Aspect White Knight Black Knight
Nature of Approach Works with target board; cooperative and negotiated Bypasses management; unsolicited and hostile
Price Offered Often fair or premium; endorsed by board May be below fair value; driven by cost minimization
Management Continuity Existing management typically retained Often replaced; new strategy imposed
Shareholder Support Generally supported by management and often shareholders Opposed by management; may face shareholder resistance
Regulatory Acceptance Smoother approval process; viewed favorably Faces more scrutiny; requires shareholder vote to override board rejection

The white knight is the target company's preferred defender, whereas the black knight represents the threat the white knight counters. A shareholder might support the white knight to preserve business stability, while the black knight appeals to shareholders solely on price. Regulators and boards generally favor white knight transactions because they involve consensus and transparency.

Key Takeaways

  • A white knight is a friendly acquirer that rescues a target company from a hostile takeover bid, typically offering better terms than the hostile black knight bidder.
  • White knight acquisitions are negotiated with the target's board and management, ensuring continuity and fair compensation for shareholders.
  • Under SEBI's Takeover Regulations (1997), any acquirer crossing 26% ownership must make a public offer, protecting minority shareholders in white knight and hostile scenarios alike.
  • The white knight strategy is most effective when the target company has a board united in opposing the hostile bid and a shareholder base willing to accept the white knight's terms.
  • Unlike hostile takeovers, white knight deals typically preserve the target company's management structure, brand identity, and operational independence.
  • In India, regulatory approval from SEBI and sector-specific regulators (RBI for banks, IRDAI for insurers) may be required even in white knight scenarios.
  • White knight acquisitions often occur at premium valuations because the friendly bidder is willing to pay for goodwill, stability, and shareholder support.
  • Examples include JPMorgan Chase's 2008 acquisition of Bear Stearns and Reliance Industries' 2004 stake in EIH Limited, both positioning the buyer as a white knight.

Frequently Asked Questions

Q: Is a white knight acquisition considered a hostile takeover? A: No. A white knight acquisition is explicitly not hostile—it is a friendly, negotiated transaction. The white knight works with the target's board to reach mutually acceptable terms, whereas a hostile takeover bypasses management and compels shareholders to vote on an unwanted bid.

Q: Can shareholders reject a white knight offer in favor of a black knight bid? A: Theoretically yes, but unlikely. Shareholders typically support a white knight offer because it is endorsed by management, offers fair or superior compensation, and avoids the disruption of a forced takeover. However, shareholders ultimately vote their financial interest; if the black knight offers significantly higher price, some may defect. The board's recommendation carries weight but is not binding.

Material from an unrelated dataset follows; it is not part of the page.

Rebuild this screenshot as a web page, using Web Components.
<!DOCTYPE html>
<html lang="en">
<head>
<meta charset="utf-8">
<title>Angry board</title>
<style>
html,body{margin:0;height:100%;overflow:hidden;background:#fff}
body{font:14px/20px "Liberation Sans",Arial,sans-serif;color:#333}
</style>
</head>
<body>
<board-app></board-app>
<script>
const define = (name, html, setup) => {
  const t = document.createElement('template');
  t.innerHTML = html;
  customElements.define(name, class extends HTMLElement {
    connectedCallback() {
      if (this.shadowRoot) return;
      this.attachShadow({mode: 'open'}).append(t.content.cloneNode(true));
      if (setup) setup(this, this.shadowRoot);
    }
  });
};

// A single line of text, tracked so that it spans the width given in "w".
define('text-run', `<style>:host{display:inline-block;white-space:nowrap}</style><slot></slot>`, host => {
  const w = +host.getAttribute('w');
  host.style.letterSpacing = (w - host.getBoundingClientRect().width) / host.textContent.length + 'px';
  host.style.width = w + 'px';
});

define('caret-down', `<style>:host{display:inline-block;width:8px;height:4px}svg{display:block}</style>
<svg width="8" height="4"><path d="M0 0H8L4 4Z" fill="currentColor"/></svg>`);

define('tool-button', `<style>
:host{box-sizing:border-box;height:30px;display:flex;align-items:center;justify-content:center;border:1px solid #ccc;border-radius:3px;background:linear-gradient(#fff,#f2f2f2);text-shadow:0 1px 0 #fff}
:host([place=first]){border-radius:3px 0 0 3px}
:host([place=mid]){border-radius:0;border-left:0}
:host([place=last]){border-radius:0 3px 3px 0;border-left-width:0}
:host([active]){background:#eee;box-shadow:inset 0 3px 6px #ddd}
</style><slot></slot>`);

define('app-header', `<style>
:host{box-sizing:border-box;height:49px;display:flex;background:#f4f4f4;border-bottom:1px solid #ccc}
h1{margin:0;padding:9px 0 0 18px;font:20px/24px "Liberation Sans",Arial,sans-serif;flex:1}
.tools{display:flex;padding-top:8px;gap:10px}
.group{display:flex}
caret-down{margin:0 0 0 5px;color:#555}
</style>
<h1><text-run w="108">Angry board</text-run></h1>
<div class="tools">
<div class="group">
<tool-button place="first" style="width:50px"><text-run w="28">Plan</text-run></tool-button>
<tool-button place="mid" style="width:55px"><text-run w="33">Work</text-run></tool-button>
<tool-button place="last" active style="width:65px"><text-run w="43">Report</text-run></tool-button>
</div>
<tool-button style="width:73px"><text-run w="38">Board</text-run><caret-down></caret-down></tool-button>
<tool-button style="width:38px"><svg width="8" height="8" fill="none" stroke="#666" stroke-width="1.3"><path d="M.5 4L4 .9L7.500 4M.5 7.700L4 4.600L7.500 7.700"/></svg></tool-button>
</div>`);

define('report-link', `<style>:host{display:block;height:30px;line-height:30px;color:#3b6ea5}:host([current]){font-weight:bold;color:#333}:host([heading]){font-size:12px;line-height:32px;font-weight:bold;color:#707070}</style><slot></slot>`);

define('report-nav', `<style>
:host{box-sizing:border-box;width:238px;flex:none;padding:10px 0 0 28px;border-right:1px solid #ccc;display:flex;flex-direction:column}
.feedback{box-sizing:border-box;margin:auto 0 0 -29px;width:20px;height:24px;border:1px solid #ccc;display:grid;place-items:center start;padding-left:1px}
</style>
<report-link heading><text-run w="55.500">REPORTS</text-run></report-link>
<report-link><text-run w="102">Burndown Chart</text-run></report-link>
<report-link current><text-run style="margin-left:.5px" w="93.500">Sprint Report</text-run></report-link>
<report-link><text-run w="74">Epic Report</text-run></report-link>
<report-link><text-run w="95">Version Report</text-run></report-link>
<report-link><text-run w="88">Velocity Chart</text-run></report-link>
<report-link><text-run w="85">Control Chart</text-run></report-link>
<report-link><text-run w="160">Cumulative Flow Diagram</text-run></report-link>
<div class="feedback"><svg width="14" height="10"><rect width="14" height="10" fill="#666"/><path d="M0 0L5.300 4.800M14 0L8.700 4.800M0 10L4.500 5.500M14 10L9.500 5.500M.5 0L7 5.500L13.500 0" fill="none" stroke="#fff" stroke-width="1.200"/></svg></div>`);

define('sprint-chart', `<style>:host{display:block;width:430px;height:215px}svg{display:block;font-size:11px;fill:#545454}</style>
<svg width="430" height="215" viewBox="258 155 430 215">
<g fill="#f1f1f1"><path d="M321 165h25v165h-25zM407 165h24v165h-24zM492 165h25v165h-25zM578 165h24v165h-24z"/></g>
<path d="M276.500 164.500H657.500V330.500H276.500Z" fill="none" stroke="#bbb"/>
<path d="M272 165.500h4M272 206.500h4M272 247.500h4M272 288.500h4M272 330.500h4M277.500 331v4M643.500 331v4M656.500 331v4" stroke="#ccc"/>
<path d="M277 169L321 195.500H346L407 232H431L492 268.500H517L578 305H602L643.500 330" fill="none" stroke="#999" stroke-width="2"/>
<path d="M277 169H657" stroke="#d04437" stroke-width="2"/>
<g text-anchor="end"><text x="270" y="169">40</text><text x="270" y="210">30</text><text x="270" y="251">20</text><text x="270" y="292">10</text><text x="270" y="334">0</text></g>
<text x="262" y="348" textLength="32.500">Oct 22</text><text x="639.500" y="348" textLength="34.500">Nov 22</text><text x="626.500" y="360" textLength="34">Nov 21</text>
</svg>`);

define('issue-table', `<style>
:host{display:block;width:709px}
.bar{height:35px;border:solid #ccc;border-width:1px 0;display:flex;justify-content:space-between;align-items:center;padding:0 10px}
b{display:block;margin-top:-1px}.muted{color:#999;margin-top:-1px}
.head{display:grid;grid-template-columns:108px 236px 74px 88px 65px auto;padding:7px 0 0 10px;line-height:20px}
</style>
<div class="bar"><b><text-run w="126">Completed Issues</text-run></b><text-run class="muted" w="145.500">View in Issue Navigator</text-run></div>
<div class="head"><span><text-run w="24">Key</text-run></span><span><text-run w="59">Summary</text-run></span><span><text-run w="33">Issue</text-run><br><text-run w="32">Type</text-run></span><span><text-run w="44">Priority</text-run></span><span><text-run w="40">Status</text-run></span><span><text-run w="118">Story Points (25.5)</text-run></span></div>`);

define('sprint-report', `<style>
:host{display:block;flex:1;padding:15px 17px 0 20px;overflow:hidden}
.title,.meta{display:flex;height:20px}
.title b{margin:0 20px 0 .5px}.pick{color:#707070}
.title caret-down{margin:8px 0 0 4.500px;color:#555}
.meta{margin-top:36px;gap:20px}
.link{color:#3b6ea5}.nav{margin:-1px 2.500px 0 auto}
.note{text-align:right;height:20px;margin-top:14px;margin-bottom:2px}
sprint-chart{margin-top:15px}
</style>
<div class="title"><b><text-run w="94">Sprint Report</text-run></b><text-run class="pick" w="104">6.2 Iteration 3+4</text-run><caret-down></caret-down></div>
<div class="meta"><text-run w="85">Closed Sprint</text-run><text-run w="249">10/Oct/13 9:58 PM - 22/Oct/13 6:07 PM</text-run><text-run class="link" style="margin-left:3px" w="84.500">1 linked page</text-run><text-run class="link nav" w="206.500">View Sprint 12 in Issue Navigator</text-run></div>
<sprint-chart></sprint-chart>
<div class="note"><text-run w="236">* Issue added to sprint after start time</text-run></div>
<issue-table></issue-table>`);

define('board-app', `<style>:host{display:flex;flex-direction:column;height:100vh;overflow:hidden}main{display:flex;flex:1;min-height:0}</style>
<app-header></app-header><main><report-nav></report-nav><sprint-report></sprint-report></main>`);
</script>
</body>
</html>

Q: Does a white knight acquisition require RBI approval in Indian banking? A: Yes. Any change of control in a scheduled commercial bank—whether white knight or hostile—requires approval from the Reserve Bank of India (RBI). RBI evaluates the acquirer's financial stability, management quality, and strategic fit. Non-bank acquisitions in India require SEBI approval and compliance with sector-specific regulations (e.g., IRDAI for insurance).